The most clarifying moment regarding evangelization occurred when a bishop asked the Pope to address what appeared to the bishop as something of a tension in the Pope’s teaching. On the one hand, he said, Francis seemed very strong in his recommendation that we announce the faith publicly and draw people to Christ, but on the other hand, the Holy Father frequently inveighs against what he calls “proselytizing.” I will confess that I have often wondered at some of Francis’ rhetoric here and have longed for something like his definition of the term. The Holy Father clarified that he, of course, advocates the spreading of the faith, but he is opposed to an aggressive, divisive, numbers-oriented approach to the task. Evangelization, he joked, is not like getting people to join your football club! As he often has in the past, he emphasized with us the centrality of personal witness to the joy of living a life of faith. Whatever teaching we do, he said, must take place within the context of that way of life.

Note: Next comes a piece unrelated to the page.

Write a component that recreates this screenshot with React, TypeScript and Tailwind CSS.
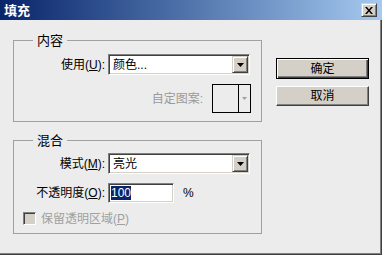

In this, of course, he was simply echoing Pope Paul VI, who said that people today listen to teachers precisely in the measure that those teachers are also witnesses. I was particularly gratified to hear him on this point, for there have been some in the commentariat who have suggested that engaging in apologetics or theological clarification is tantamount to “proselytizing.” Not according to Pope Francis.
Before I posed my question, I told the Pope that we were all grateful to him for giving us the opportunity to be with him as a true spiritual father. And that indeed is what the experience was like: our father speaking to us from the heart and with great affection. It was an encounter that I will not soon forget.